Discussion:
Oh dear, another unenjoyable evening
(too old to reply)
a***@yahoo.co.uk
2019-04-13 08:09:57 UTC
Permalink
Held this as green vs red as North:

986543
6
A4
T953

N E S W
1H P
1S 2C 2D 3C
P P 3S P
?

My thinking was that partner holds a 3-5-4-1 or similar shapoe, and a decent opening hand (e.g. a good 14-17 HCP or compensating distributional strength). We have no club wastage and I have the ace in her second suit. I therefore decided to raise to 4S, decpite the lack of HCP. West makes an ominoius double.

Sadly my reasoning was completely wrong. This was the full deal:

986543
6
A4
T953
- AKJ7
K832 Q75
Q9873 5
KJ87 AQ642
QT2
AJT94
KJT62
-

I won the diamond lead and set about ruffing club losers. I carelessls won in dummy innstead of hand so I think I only managed one club ruff before I tried to get back to hand with a diamond and got a ruff against me. East knows what is going on now so draws dummy's trumps and I lose a couple of clubs to eventually go four down for -800. Two other pairs are in 4S, one managed to get out for -300, one was allowed to make it (undoubled), one was allowed to play in 2S, and one EW pair played in 3C.

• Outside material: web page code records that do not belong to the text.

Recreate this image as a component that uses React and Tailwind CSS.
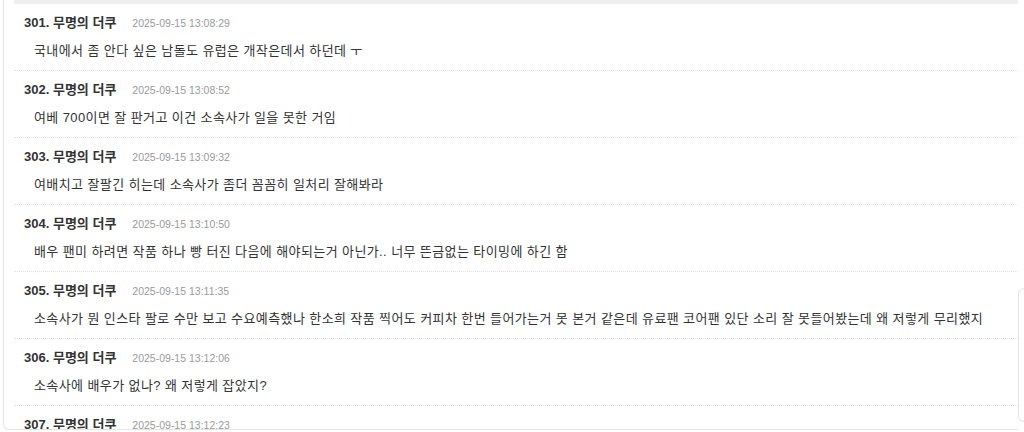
import React from "react";

const comments = [
  { no: 301, time: "2025-09-15 13:08:29", text: "국내에서 좀 안다 싶은 남돌도 유럽은 개작은데서 하던데 ㅜ" },
  { no: 302, time: "2025-09-15 13:08:52", text: "여베 700이면 잘 판거고 이건 소속사가 일을 못한 거임" },
  { no: 303, time: "2025-09-15 13:09:32", text: "여배치고 잘팔긴 히는데 소속사가 좀더 꼼꼼히 일처리 잘해봐라" },
  { no: 304, time: "2025-09-15 13:10:50", text: "배우 팬미 하려면 작품 하나 빵 터진 다음에 해야되는거 아닌가.. 너무 뜬금없는 타이밍에 하긴 함" },
  {
    no: 305,
    time: "2025-09-15 13:11:35",
    text: "소속사가 뭔 인스타 팔로 수만 보고 수요예측했나 한소희 작품 찍어도 커피차 한번 들어가는거 못 본거 같은데 유료팬 코어팬 있단 소리 잘 못들어봤는데 왜 저렇게 무리했지",
  },
  { no: 306, time: "2025-09-15 13:12:06", text: "소속사에 배우가 없나? 왜 저렇게 잡았지?" },
  { no: 307, time: "2025-09-15 13:12:23", text: "" },
];

const font = { fontFamily: '"Liberation Sans", "Noto Sans CJK KR", sans-serif' };

const Comment = ({ item }) => {
  return (
    <div className="border-b border-dotted border-[#e2e2e2] pl-[10px] pt-[11px] pb-[9px]">
      <div className="flex items-center h-[16px]">
        <span className="text-[13px] font-bold text-[#333] leading-[16px]">
          {item.no}. 무명의 더쿠
        </span>
        <span className="ml-[16px] text-[10.5px] text-[#9a9a9a] leading-[16px]">{item.time}</span>
      </div>
      <p className="mt-[9px] pl-[10px] text-[13px] tracking-[0.4px] text-[#333] leading-[21px] whitespace-nowrap">
        {item.text}
      </p>
    </div>
  );
};

export default function App() {
  return (
    <div className="flex h-[432px] overflow-hidden bg-white" style={font}>
      {/* main comment list */}
      <div className="ml-[3px] w-[1015px] h-[430px] border-l border-b border-[#e4e4e4] rounded-bl-[6px] pl-[10px] overflow-hidden">
        <div className="h-[4px] bg-[#eeeeee]" />
        {comments.map((c) => (
          <Comment key={c.no} item={c} />
        ))}
      </div>

      {/* side box peeking from the right */}
      <div className="mt-[288px] h-[134px] flex-1 border-l border-t border-b border-[#e4e4e4] rounded-l-[6px] bg-white" />
    </div>
  );
}
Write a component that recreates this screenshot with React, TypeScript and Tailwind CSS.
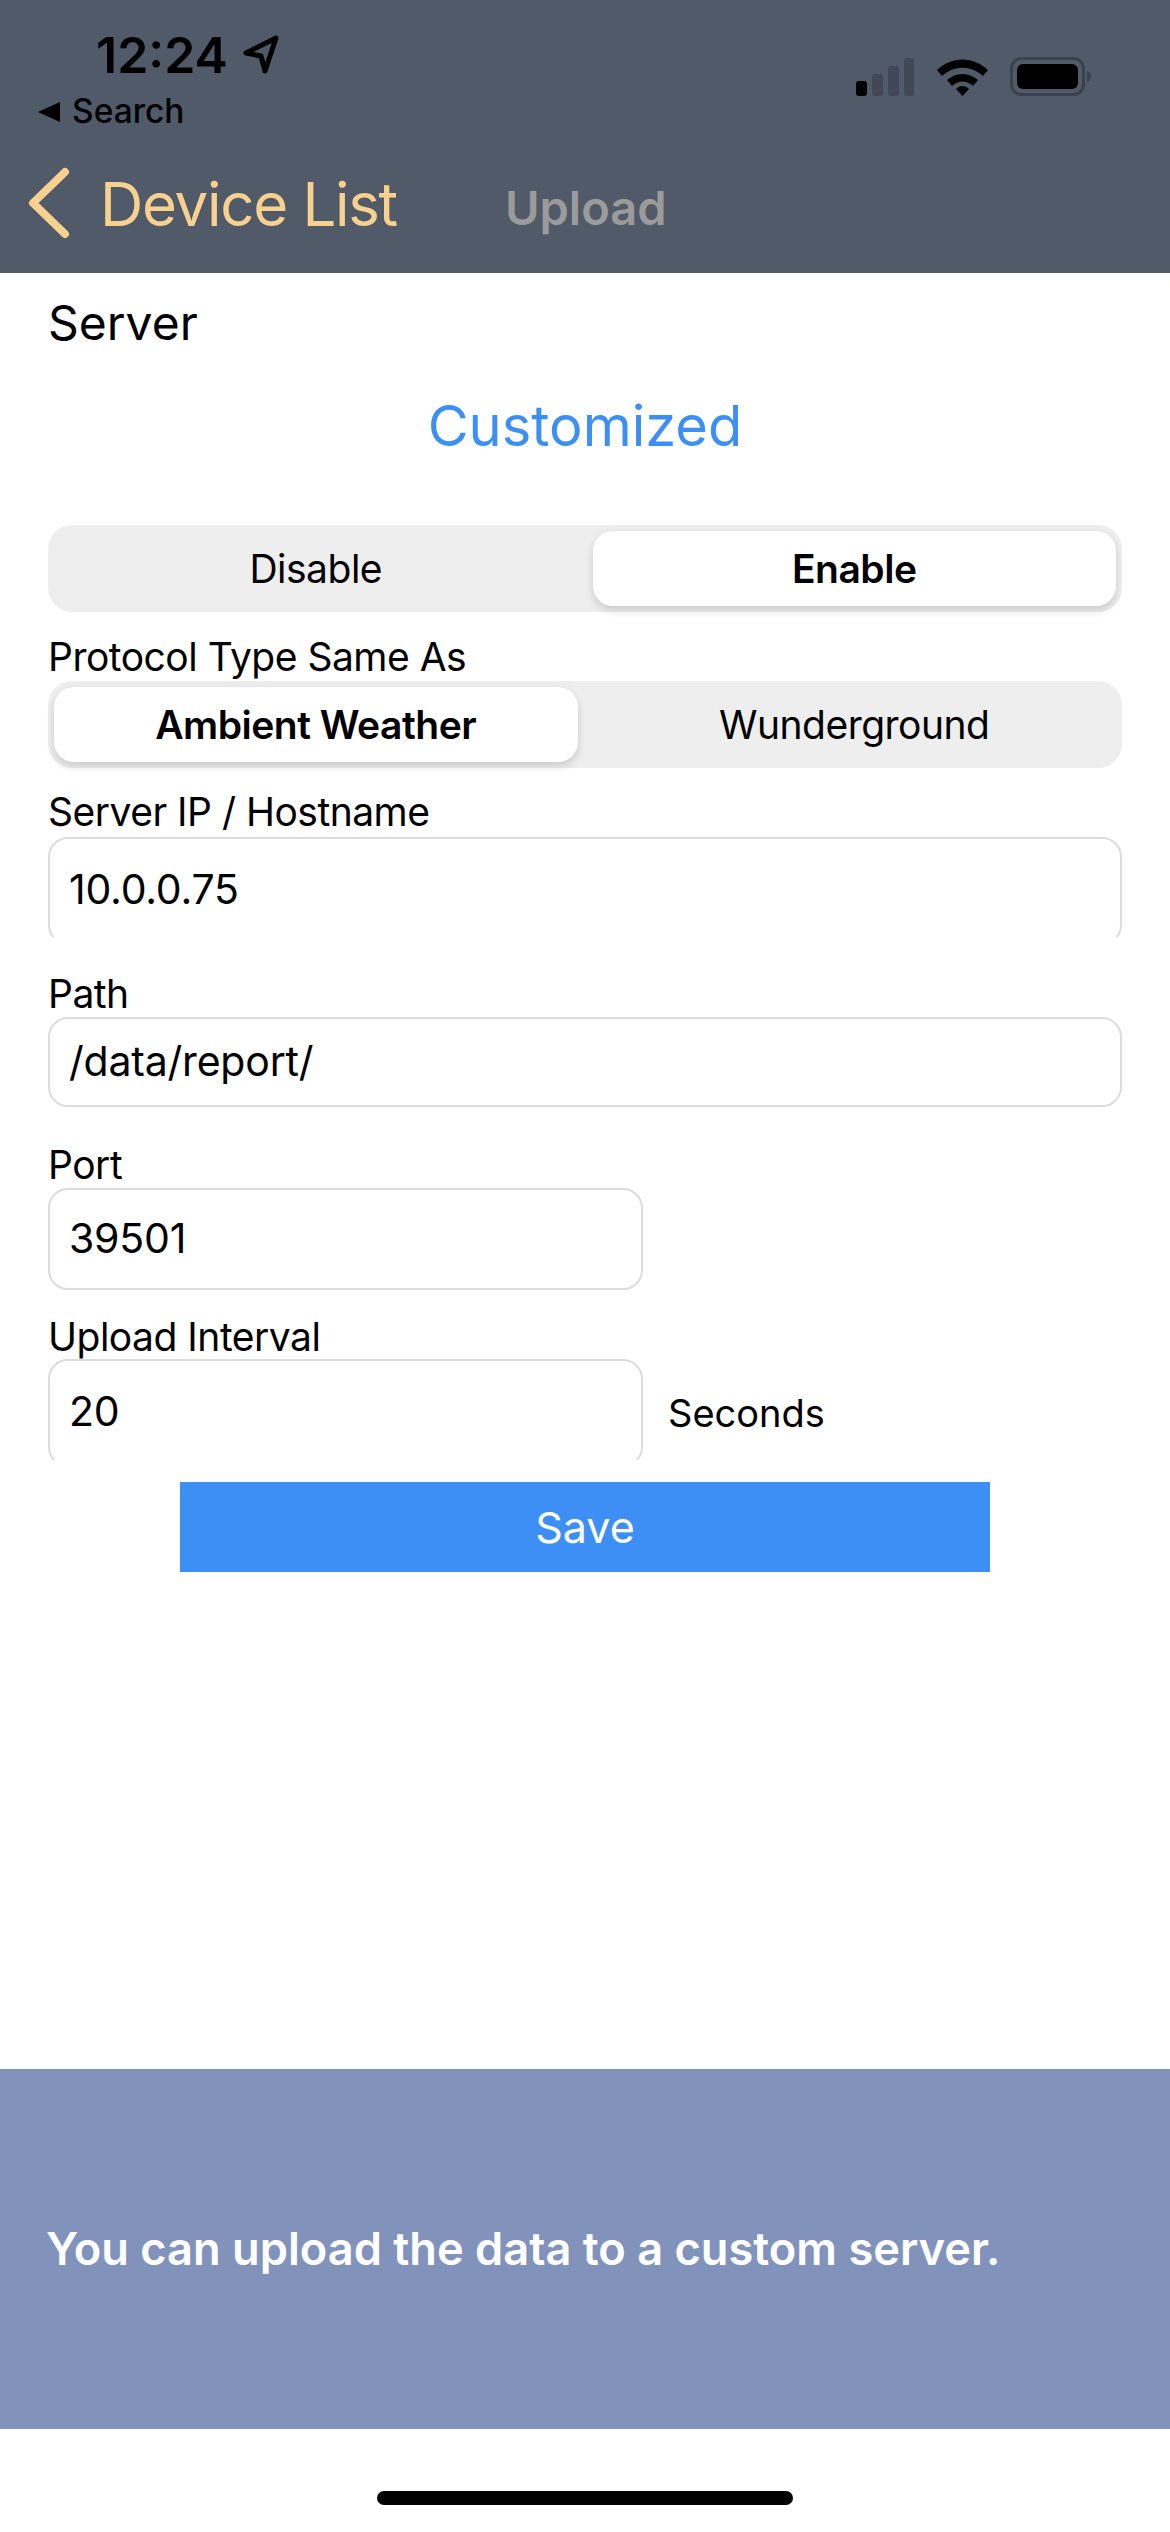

Being the first round, when thing start off badly they rarely get any better, and so after several more boards of what I would call very bad luck and being fixed by strange/idiotic goings on at other tables, we ended up with another sub 50% evening.
Co Wiersma
2019-04-13 10:30:40 UTC
Permalink
Post by a***@yahoo.co.uk
986543
6
A4
T953
N E S W
1H P
1S 2C 2D 3C
P P 3S P
?
My thinking was that partner holds a 3-5-4-1 or similar shapoe, and a decent opening hand (e.g. a good 14-17 HCP or compensating distributional strength). We have no club wastage and I have the ace in her second suit. I therefore decided to raise to 4S, decpite the lack of HCP. West makes an ominoius double.
986543
6
A4
T953
- AKJ7
K832 Q75
Q9873 5
KJ87 AQ642
QT2
AJT94
KJT62
-
I won the diamond lead and set about ruffing club losers. I carelessls won in dummy innstead of hand so I think I only managed one club ruff before I tried to get back to hand with a diamond and got a ruff against me. East knows what is going on now so draws dummy's trumps and I lose a couple of clubs to eventually go four down for -800. Two other pairs are in 4S, one managed to get out for -300, one was allowed to make it (undoubled), one was allowed to play in 2S, and one EW pair played in 3C.
Being the first round, when thing start off badly they rarely get any better, and so after several more boards of what I would call very bad luck and being fixed by strange/idiotic goings on at other tables, we ended up with another sub 50% evening.
Your reasoning was very good

Your partner did somewhat understandable overbid her hand
You maybe could have played some better
You were unlucky to find opponents to bid perfect for this deal
And unlucky as the full deal was

All and all nothing special about this deal
Now you should both be waked up and give it your best the rest of the
evening: do not let one bad score get you down

Co Wiersma
Mick Heins
2019-04-13 12:01:22 UTC
Permalink
Post by a***@yahoo.co.uk
Being the first round, when thing start off badly they rarely get
any better, and so after several more boards of what I would call
very bad luck and being fixed by strange/idiotic goings on at other
tables, we ended up with another sub 50% evening.
The hand is best forgotten. But if you think this way, you are
indulging in a self-fulfilling fantasy. If you shake your disasters
off, there is no reason one zero should torpedo your game. As factors
in my big improvement of the past couple years, I would rank the
internalization of the "stay in the game" lesson near the top.
--
Mickey

An amateur practices until he gets it right. A pro
practices until he can't get it wrong. -- unknown
a***@yahoo.co.uk
2019-04-13 19:07:06 UTC
Permalink
Post by Mick Heins
Post by a***@yahoo.co.uk
Being the first round, when thing start off badly they rarely get
any better, and so after several more boards of what I would call
very bad luck and being fixed by strange/idiotic goings on at other
tables, we ended up with another sub 50% evening.
The hand is best forgotten. But if you think this way, you are
indulging in a self-fulfilling fantasy. If you shake your disasters
off, there is no reason one zero should torpedo your game. As factors
in my big improvement of the past couple years, I would rank the
internalization of the "stay in the game" lesson near the top.
I assume a self fulfiling fantasyt means your beliefs shape your reality, and negative thoughts lead to negative results, in a kind of destructive positive feedback. The question is how to shake it off, not just one zero but when you get three or four hands in short space of time where I make what seems a reasonable decision based on available information, do it, and get punished over and over again. It is very disheartening, especially when I start the evening looking forward to the game ahead, then after three rounds thinking I'd have done better if I hadn't turned up. Maybe I need to learn some mindfullness techniques.